* Given exercise
Pictures stay out. Extract the lines below from the first one through the line with "const YC = 122.5;", both included.

* Given material
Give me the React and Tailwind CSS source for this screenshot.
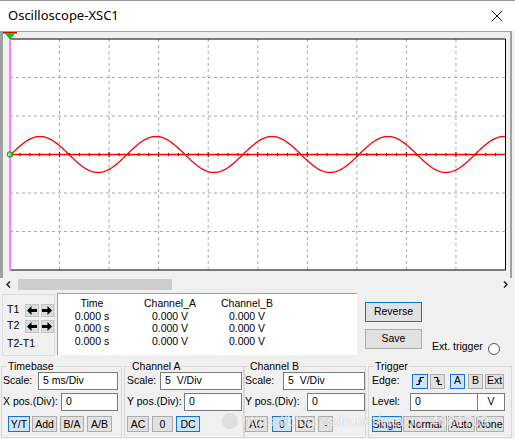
import { X } from 'lucide-react';

// plot geometry, local to the svg (svg sits at page x=3, y=32)
const X0 = 7;
const X1 = 502.5;
const Y0 = 7;
const Y1 = 238;
const YC = 122.5;

function sinePath() {
  const pts = [];
  for (let x = X0; x <= X1; x += 1) {
    const gx = x + 3;
    const y = YC - 18 * Math.sin((2 * Math.PI * (gx - 11)) / 116);
    pts.push(`${x.toFixed(1)},${y.toFixed(2)}`);
  }
  return 'M' + pts.join(' L');
}

function Screen() {
  const dx = (X1 - X0) / 10;
  const dy = (Y1 - Y0) / 6;
  const ticks = [];
  for (let i = 0; i <= 50; i++) {
    const x = X0 + (i * (X1 - X0)) / 50;
    const h = i % 5 === 0 ? 2.5 : 1.5;
    ticks.push(<line key={i} x1={x} x2={x} y1={YC - h} y2={YC + h} stroke="#000" strokeWidth="1" />);
  }
  return (
    <svg width="507" height="239" className="block">
      <rect x={X0} y={Y0} width={X1 - X0} height={Y1 - Y0} fill="#fff" />
      {[1, 2, 3, 4, 5, 6, 7, 8, 9].map((k) => (
        <line key={'v' + k} x1={X0 + k * dx} x2={X0 + k * dx} y1={Y0} y2={Y1} stroke="#a8a8a8" strokeDasharray="3 3" strokeWidth="1" />
      ))}
      {[1, 2, 4, 5].map((k) => (
        <line key={'h' + k} x1={X0} x2={X1} y1={Y0 + k * dy} y2={Y0 + k * dy} stroke="#a8a8a8" strokeDasharray="3 3" strokeWidth="1" />
      ))}
      <line x1={X0} x2={X1} y1={Y0} y2={Y0} stroke="#000" strokeWidth="1" />
      <line x1={X0} x2={X1} y1={Y1} y2={Y1} stroke="#000" strokeWidth="1" />
      <line x1={X1} x2={X1} y1={Y0} y2={Y1} stroke="#000" strokeWidth="1" />
      <line x1={X0} x2={X1} y1={YC} y2={YC} stroke="#000" strokeWidth="1" />
      {ticks}
      <line x1={X0} x2={X1} y1={YC} y2={YC} stroke="#ff0000" strokeWidth="1.3" />
      <path d={sinePath()} fill="none" stroke="#ff0000" strokeWidth="1.3" />
      <line x1={X0} x2={X0} y1={Y0} y2={239} stroke="#ff80ff" strokeWidth="2" />
      <circle cx={X0} cy={YC} r="2.6" fill="none" stroke="#00c000" strokeWidth="1.2" />
      <rect x="0" y="0" width="14" height="1.6" fill="#e00000" />
      <polygon points="2,1.6 12,1.6 7,7.5" fill="#00c800" />
    </svg>
  );
}

function Arrow({ right }) {
  return (
    <div className="w-[14px] h-[13px] bg-[#dcdcdc] border border-[#c4c4c4] flex items-center justify-center">
      <svg width="10" height="9" viewBox="0 0 10 9" style={right ? { transform: 'scaleX(-1)' } : undefined}>
        <polygon points="0,4.5 4.5,0 4.5,3 10,3 10,6 4.5,6 4.5,9" fill="#000" />
      </svg>
    </div>
  );
}

function Btn({ active, className = '', children }) {
  return (
    <div
      className={`h-[16px] flex items-center justify-center border text-[10.5px] leading-none ${
        active ? 'bg-[#cce4f7] border-[#1a73c9]' : 'bg-[#e1e1e1] border-[#adadad]'
      } ${className}`}
    >
      {children}
    </div>
  );
}

function Field({ className = '', children }) {
  return (
    <div className={`h-[18px] bg-white border border-[#7a7a7a] flex items-center pl-[4px] text-[10.5px] ${className}`}>
      {children}
    </div>
  );
}

function Row({ label, className = '', children }) {
  return (
    <div className={`flex items-center h-[18px] ${className}`}>
      <span className="text-[10.5px] whitespace-nowrap">{label}</span>
      {children}
    </div>
  );
}

export default function App() {
  return (
    <div className="w-[515px] h-[439px] bg-[#f0f0f0] flex flex-col overflow-hidden relative font-['Liberation_Sans',Arial,sans-serif] text-black">
      {/* title bar */}
      <div className="h-[31px] shrink-0 bg-white border-t border-[#9a9a9a] flex items-center justify-between pl-[8px] pr-[8px]">
        <span className="font-['Noto_Sans',sans-serif] text-[13px]">Oscilloscope-XSC1</span>
        <X size={20} strokeWidth={1.1} />
      </div>

      {/* screen */}
      <div className="w-[512px] h-[247px] shrink-0 border-l-[3px] border-r-[2px] border-t border-[#a0a0a0]">
        <Screen />
      </div>

      {/* scrollbar */}
      <div className="h-[13px] shrink-0 flex items-center">
        <svg width="5" height="7" viewBox="0 0 5 7" className="ml-[6px]">
          <polyline points="4,0.5 1,3.5 4,6.5" fill="none" stroke="#222" strokeWidth="1.5" />
        </svg>
        <div className="ml-[7px] w-[154px] h-[11px] bg-[#cdcdcd]" />
        <div className="flex-1" />
        <svg width="5" height="7" viewBox="0 0 5 7" className="mr-[7px]">
          <polyline points="1,0.5 4,3.5 1,6.5" fill="none" stroke="#222" strokeWidth="1.5" />
        </svg>
      </div>

      {/* cursor readout row */}
      <div className="h-[69px] shrink-0 flex text-[10.5px]">
        <div className="ml-[2px] mt-[3px] w-[53px] h-[62px] border border-[#dcdcdc] pl-[4px] pt-[8px]">
          <div className="flex items-center h-[14px]">
            <span className="w-[19px]">T1</span>
            <Arrow />
            <div className="w-[2px]" />
            <Arrow right />
          </div>
          <div className="flex items-center h-[14px] mt-[2px]">
            <span className="w-[19px]">T2</span>
            <Arrow />
            <div className="w-[2px]" />
            <Arrow right />
          </div>
          <div className="mt-[3px] leading-[14px]">T2-T1</div>
        </div>

        <div className="ml-[2px] mt-[2px] w-[300px] h-[62px] bg-white border-t border-l border-[#a0a0a0] border-b-[#ffffff] border-r-[#ffffff] pt-[3px]">
          <div className="grid grid-cols-[68px_88px_66px] text-center leading-[12.6px]">
            <span>Time</span>
            <span>Channel_A</span>
            <span>Channel_B</span>
            <span>0.000 s</span>
            <span>0.000 V</span>
            <span>0.000 V</span>
            <span>0.000 s</span>
            <span>0.000 V</span>
            <span>0.000 V</span>
            <span>0.000 s</span>
            <span>0.000 V</span>
            <span>0.000 V</span>
          </div>
        </div>

        <div className="ml-[8px] w-[57px] flex flex-col">
          <div className="mt-[11px] h-[20px] flex items-center justify-center bg-[#e1e1e1] border border-[#0078d7]">Reverse</div>
          <div className="mt-[7px] h-[20px] flex items-center justify-center bg-[#e1e1e1] border border-[#adadad]">Save</div>
        </div>

        <div className="ml-[10px] flex items-end pb-[5px]">
          <span>Ext. trigger</span>
          <div className="ml-[5px] w-[12px] h-[12px] rounded-full bg-white border border-[#555]" />
        </div>
      </div>

      {/* control groups */}
      <div className="flex">
        <fieldset className="ml-[1px] w-[121px] h-[78px] border border-[#d8d8d8] pl-[1px] pr-[3px]">
          <legend className="ml-[4px] px-[1px] text-[10.5px] leading-[12px]">Timebase</legend>
          <Row label="Scale:">
            <Field className="ml-auto w-[80px]">5 ms/Div</Field>
          </Row>
          <Row label="X pos.(Div):" className="mt-[3px]">
            <Field className="ml-auto w-[57px]">0</Field>
          </Row>
          <div className="flex mt-[5px]">
            <Btn active className="ml-[5px] w-[22px]">Y/T</Btn>
            <Btn className="ml-[2px] w-[25px]">Add</Btn>
            <Btn className="ml-[3px] w-[24px]">B/A</Btn>
            <Btn className="ml-[3px] w-[25px]">A/B</Btn>
          </div>
        </fieldset>

        <fieldset className="ml-[2px] w-[120px] h-[78px] border border-[#d8d8d8] pl-[2px] pr-[1px]">
          <legend className="ml-[4px] px-[1px] text-[10.5px] leading-[12px]">Channel A</legend>
          <Row label="Scale:">
            <Field className="ml-auto w-[82px]">5&nbsp;&nbsp;V/Div</Field>
          </Row>
          <Row label="Y pos.(Div):" className="mt-[3px]">
            <Field className="ml-auto w-[58px]">0</Field>
          </Row>
          <div className="flex mt-[5px]">
            <Btn className="w-[22px]">AC</Btn>
            <Btn className="ml-[3px] w-[21px]">0</Btn>
            <Btn active className="ml-[3px] w-[24px]">DC</Btn>
          </div>
        </fieldset>

        <fieldset className="w-[122px] h-[78px] border border-[#d8d8d8] pl-0 pr-0">
          <legend className="ml-[4px] px-[1px] text-[10.5px] leading-[12px]">Channel B</legend>
          <Row label="Scale:">
            <Field className="ml-auto w-[82px]">5&nbsp;&nbsp;V/Div</Field>
          </Row>
          <Row label="Y pos.(Div):" className="mt-[3px]">
            <Field className="ml-auto w-[58px]">0</Field>
          </Row>
          <div className="flex mt-[5px]">
            <Btn className="w-[23px]">AC</Btn>
            <Btn active className="ml-[4px] w-[20px]">0</Btn>
            <Btn className="ml-[3px] w-[20px]">DC</Btn>
            <Btn className="ml-[3px] w-[15px]">-</Btn>
          </div>
        </fieldset>

        <fieldset className="ml-[2px] w-[144px] h-[78px] border border-[#d8d8d8] pl-[3px] pr-[6px]">
          <legend className="ml-[2px] px-[1px] text-[10.5px] leading-[12px]">Trigger</legend>
          <div className="flex items-center h-[18px]">
            <span className="w-[40px] text-[10.5px]">Edge:</span>
            <div className="h-[15px] w-[16px] bg-[#cce4f7] border border-[#1a73c9] flex items-center justify-center">
              <svg width="10" height="10" viewBox="0 0 10 10">
                <polyline points="1,8.5 4,8.5 5.5,1.5 9,1.5" fill="none" stroke="#000" strokeWidth="1.2" />
                <line x1="3" y1="5" x2="7" y2="5" stroke="#000" strokeWidth="1.1" />
              </svg>
            </div>
            <div className="ml-[2px] h-[15px] w-[15px] bg-[#e1e1e1] border border-[#adadad] flex items-center justify-center">
              <svg width="10" height="10" viewBox="0 0 10 10">
                <polyline points="1,1.5 4.5,1.5 5.5,8.5 9,8.5" fill="none" stroke="#000" strokeWidth="1.2" />
                <line x1="3" y1="5" x2="7" y2="5" stroke="#000" strokeWidth="1.1" />
              </svg>
            </div>
            <div className="ml-[5px] h-[15px] w-[15px] bg-[#cce4f7] border border-[#1a73c9] flex items-center justify-center text-[10.5px]">A</div>
            <div className="ml-[3px] h-[15px] w-[15px] bg-[#e1e1e1] border border-[#adadad] flex items-center justify-center text-[10.5px]">B</div>
            <div className="ml-[2px] h-[15px] w-[19px] bg-[#e1e1e1] border border-[#adadad] flex items-center justify-center text-[10.5px]">Ext</div>
          </div>
          <div className="flex items-center h-[18px] mt-[3px]">
            <span className="w-[38px] text-[10.5px]">Level:</span>
            <Field className="w-[68px]">0</Field>
            <div className="h-[18px] w-[27px] bg-white border border-l-0 border-[#7a7a7a] flex items-center justify-center text-[10.5px]">V</div>
          </div>
          <div className="flex mt-[5px]">
            <Btn active className="w-[30px]">Single</Btn>
            <Btn className="ml-[1px] w-[44px]">Normal</Btn>
            <Btn className="ml-[1px] w-[27px]">Auto</Btn>
            <Btn className="ml-[1px] w-[28px]">None</Btn>
          </div>
        </fieldset>
      </div>

      {/* blog watermark */}
      <div className="absolute left-[222px] top-[410px] flex items-center gap-[4px] text-[15px] text-white opacity-70 pointer-events-none [text-shadow:0_0_1px_#888]">
        <div className="w-[16px] h-[16px] rounded-full bg-[#d8d8d8]" />
        <span>https://blog.csdn.net/weixin_4681709</span>
      </div>
    </div>
  );
}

* Solution to this problem
Give me the React and Tailwind CSS source for this screenshot.
import { X } from 'lucide-react';

// plot geometry, local to the svg (svg sits at page x=3, y=32)
const X0 = 7;
const X1 = 502.5;
const Y0 = 7;
const Y1 = 238;
const YC = 122.5;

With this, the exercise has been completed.